## start

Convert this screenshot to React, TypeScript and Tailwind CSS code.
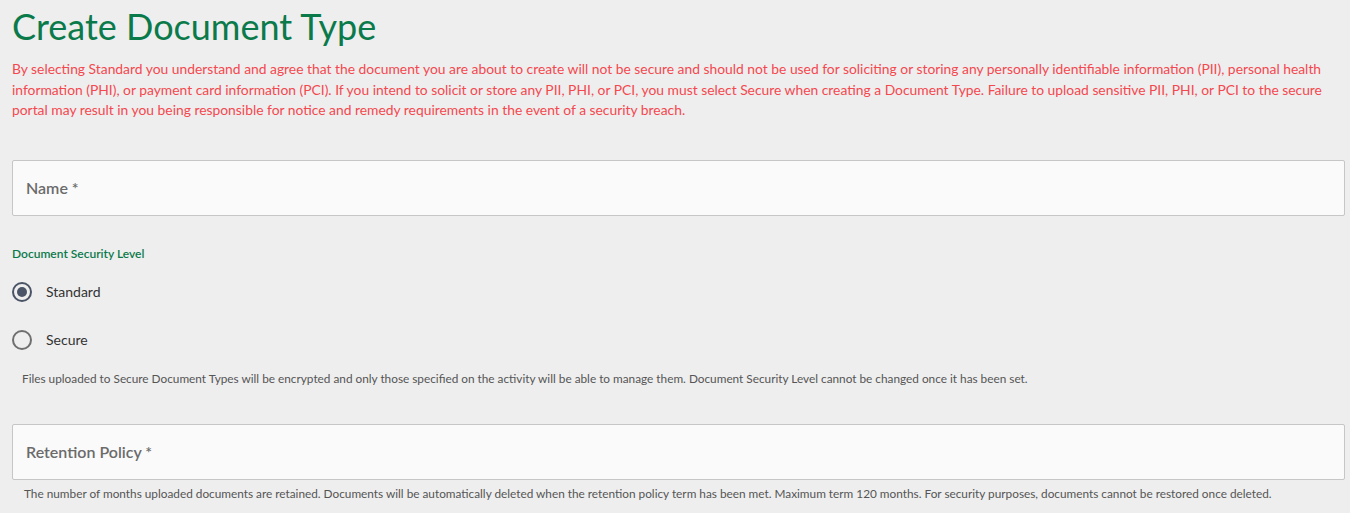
import React from "react";

export default function App() {
  return (
    <div className="min-h-[513px] bg-[#eeeeee] pl-[12px] pr-[5px] pt-[4px]" style={{ fontFamily: "Lato, 'Noto Sans', sans-serif" }}>
      <h1 className="text-[36px] leading-[44px] text-[#0b7a4b] font-normal">Create Document Type</h1>
      <p className="mt-[11px] text-[13.85px] leading-[20.5px] text-[#f4484f]">
        By selecting Standard you understand and agree that the document you are about to create will not be secure and should not be used for soliciting or storing any personally identifiable information (PII), personal health information (PHI), or payment card information (PCI). If you intend to solicit or store any PII, PHI, or PCI, you must select Secure when creating a Document Type. Failure to upload sensitive PII, PHI, or PCI to the secure portal may result in you being responsible for notice and remedy requirements in the event of a security breach.
      </p>
      <div className="mt-[39px] h-[56px] bg-[#fafafa] border border-[#c6c6c6] rounded-[2px] flex items-center px-[13px]">
        <span className="text-[16px] font-semibold text-[#6b6b6b]">Name *</span>
      </div>
      <div className="mt-[30px] text-[12px] font-semibold text-[#0b7a4b] leading-[16px]">Document Security Level</div>
      <div className="mt-[20px] flex items-center h-[20px]">
        <span className="w-[20px] h-[20px] rounded-full border-2 border-[#4a5466] flex items-center justify-center">
          <span className="w-[10px] h-[10px] rounded-full bg-[#4a5466]" />
        </span>
        <span className="ml-[14px] text-[14px] text-[#333333]">Standard</span>
      </div>
      <div className="mt-[28px] flex items-center h-[20px]">
        <span className="w-[20px] h-[20px] rounded-full border-2 border-[#6f6f6f]" />
        <span className="ml-[14px] text-[14px] text-[#333333]">Secure</span>
      </div>
      <div className="mt-[22px] pl-[10px] text-[11.8px] leading-[14px] text-[#555555]">
        Files uploaded to Secure Document Types will be encrypted and only those specified on the activity will be able to manage them. Document Security Level cannot be changed once it has been set.
      </div>
      <div className="mt-[38px] h-[56px] bg-[#fafafa] border border-[#c6c6c6] rounded-[2px] flex items-center px-[13px]">
        <span className="text-[16px] font-semibold text-[#6b6b6b]">Retention Policy *</span>
      </div>
      <div className="mt-[7px] pl-[12px] text-[11.8px] leading-[14px] text-[#555555]">
        The number of months uploaded documents are retained. Documents will be automatically deleted when the retention policy term has been met. Maximum term 120 months. For security purposes, documents cannot be restored once deleted.
      </div>
    </div>
  );
}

## end

Exercise description – Print, exactly as written, the lines above from the first one to the one containing "import React from". Leave out pictures.

Correct output –
Convert this screenshot to React, TypeScript and Tailwind CSS code.
import React from "react";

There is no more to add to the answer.